Compositionally Tunable 2D PtSe_xTe_y Alloys Synthesized via Thermally Assisted Conversion for Mid-Wave Infrared Photodetection

Mid-wave infrared (MWIR) photodetectors play a crucial role in thermal imaging, environmental monitoring, and medical diagnostics due to their ability to detect subtle thermal signatures. However, advancements in this field have been limited by the scarcity of suitable semiconductor materials and the high cost of epitaxial growth techniques. 2D materials have emerged as a promising new class of candidates for MWIR photodetectors, offering tunable optical properties and compatibility with scalable, cost-effective fabrication methods.
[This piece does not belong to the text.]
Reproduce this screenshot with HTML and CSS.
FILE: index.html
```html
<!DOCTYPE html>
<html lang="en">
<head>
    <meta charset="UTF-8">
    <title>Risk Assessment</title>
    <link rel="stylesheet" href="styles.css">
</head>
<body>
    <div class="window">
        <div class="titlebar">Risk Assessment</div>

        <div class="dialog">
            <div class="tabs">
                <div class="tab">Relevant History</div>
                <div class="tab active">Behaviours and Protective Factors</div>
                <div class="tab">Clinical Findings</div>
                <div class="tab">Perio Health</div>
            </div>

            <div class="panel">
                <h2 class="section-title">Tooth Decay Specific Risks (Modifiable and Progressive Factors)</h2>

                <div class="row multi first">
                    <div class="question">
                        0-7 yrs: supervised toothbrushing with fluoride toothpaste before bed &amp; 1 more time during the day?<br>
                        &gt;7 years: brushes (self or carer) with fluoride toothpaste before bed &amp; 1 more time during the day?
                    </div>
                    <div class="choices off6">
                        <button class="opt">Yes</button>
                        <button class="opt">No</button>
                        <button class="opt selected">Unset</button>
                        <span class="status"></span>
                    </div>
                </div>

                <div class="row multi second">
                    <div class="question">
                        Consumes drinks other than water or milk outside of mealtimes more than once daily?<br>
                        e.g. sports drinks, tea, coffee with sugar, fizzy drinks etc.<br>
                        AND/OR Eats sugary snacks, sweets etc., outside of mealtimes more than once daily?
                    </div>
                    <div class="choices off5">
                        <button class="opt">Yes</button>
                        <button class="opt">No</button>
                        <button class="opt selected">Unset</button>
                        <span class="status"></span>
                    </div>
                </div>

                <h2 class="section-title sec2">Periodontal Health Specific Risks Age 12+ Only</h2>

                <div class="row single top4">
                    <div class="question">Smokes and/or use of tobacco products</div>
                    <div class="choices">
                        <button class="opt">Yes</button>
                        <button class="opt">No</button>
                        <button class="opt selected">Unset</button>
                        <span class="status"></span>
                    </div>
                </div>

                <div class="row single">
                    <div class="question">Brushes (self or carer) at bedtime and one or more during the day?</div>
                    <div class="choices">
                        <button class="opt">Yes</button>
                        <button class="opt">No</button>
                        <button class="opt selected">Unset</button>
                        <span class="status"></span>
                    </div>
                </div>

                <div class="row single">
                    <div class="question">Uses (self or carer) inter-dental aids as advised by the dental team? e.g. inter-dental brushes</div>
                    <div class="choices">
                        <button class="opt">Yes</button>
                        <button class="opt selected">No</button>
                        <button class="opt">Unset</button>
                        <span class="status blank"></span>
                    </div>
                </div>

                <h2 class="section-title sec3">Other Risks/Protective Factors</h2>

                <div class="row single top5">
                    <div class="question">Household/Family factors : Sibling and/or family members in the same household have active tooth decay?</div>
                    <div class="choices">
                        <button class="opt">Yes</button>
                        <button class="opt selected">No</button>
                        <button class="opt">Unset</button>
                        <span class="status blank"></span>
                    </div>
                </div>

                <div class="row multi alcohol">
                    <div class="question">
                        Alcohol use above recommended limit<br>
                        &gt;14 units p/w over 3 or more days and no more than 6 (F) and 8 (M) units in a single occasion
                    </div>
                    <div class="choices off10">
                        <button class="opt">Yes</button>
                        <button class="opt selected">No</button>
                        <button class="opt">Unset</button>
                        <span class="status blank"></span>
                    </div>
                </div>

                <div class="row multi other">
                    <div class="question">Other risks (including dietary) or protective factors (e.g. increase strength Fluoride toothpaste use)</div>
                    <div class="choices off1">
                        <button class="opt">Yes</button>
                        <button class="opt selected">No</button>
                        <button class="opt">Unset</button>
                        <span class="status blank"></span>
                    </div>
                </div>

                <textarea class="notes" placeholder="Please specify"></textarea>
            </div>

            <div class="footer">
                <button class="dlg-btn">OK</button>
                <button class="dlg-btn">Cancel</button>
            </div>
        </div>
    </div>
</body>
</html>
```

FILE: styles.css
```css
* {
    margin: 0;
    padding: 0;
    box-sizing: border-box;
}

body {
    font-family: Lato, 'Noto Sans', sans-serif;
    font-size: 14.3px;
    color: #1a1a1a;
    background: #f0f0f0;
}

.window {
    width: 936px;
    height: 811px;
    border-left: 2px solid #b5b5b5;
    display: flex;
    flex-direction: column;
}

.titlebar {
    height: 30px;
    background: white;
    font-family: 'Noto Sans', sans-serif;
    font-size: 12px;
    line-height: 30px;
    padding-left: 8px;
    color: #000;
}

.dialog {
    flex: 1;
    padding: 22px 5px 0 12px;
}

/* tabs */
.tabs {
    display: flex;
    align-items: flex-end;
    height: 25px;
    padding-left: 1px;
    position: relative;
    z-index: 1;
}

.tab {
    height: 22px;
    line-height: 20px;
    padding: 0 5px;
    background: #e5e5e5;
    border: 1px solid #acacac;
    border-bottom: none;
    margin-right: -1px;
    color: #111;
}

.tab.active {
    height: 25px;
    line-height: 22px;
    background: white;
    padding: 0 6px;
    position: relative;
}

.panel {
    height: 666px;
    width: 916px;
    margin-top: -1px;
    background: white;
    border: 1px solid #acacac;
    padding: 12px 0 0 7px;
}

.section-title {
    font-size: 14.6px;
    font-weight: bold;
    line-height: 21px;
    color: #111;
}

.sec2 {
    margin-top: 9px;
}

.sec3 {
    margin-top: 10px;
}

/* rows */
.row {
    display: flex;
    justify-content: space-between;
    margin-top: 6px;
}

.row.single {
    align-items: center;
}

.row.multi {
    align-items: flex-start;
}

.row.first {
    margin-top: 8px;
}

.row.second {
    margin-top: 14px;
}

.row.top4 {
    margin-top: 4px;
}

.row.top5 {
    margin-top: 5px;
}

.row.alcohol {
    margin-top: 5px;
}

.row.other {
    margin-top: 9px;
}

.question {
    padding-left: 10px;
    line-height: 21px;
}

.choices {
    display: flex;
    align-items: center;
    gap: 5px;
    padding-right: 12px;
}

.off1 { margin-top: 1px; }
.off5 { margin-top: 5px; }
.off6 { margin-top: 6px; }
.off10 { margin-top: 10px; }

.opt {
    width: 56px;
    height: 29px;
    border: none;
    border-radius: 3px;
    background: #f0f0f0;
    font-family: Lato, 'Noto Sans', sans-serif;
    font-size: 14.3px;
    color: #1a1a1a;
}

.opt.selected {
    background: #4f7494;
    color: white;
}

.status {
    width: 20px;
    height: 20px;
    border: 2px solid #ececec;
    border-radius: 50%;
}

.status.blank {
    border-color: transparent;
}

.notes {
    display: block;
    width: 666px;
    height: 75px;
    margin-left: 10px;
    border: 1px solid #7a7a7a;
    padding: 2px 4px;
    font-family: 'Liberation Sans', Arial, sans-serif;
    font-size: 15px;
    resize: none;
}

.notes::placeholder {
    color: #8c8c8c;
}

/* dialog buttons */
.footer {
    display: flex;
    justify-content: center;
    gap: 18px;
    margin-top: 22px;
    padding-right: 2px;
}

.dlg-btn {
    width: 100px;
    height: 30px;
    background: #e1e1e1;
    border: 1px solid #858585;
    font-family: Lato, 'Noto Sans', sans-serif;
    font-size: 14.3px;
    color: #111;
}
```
While band gap tuning in the MWIR range has thus far been achieved through thickness modulation and defect engineering, compositional engineering remains largely unexplored. Here, broadband band gap tuning across the MWIR spectrum is demonstrated via compositional engineering in a 2D PtSe_xTe_y system synthesized through direct thermally assisted conversion. Optical characterization reveals a strong correlation between composition and band gap. As the Te content increases and the band gap narrows, a photodetector based on a p-type PtSe_xTe_y/n-type Si heterojunction exhibits significantly enhanced response to 800 °C blackbody radiation, indicating improved MWIR detection capability. These findings underscore the potential of compositional engineering as a straightforward and effective strategy for developing next-generation MWIR photodetectors for advanced optoelectronic applications.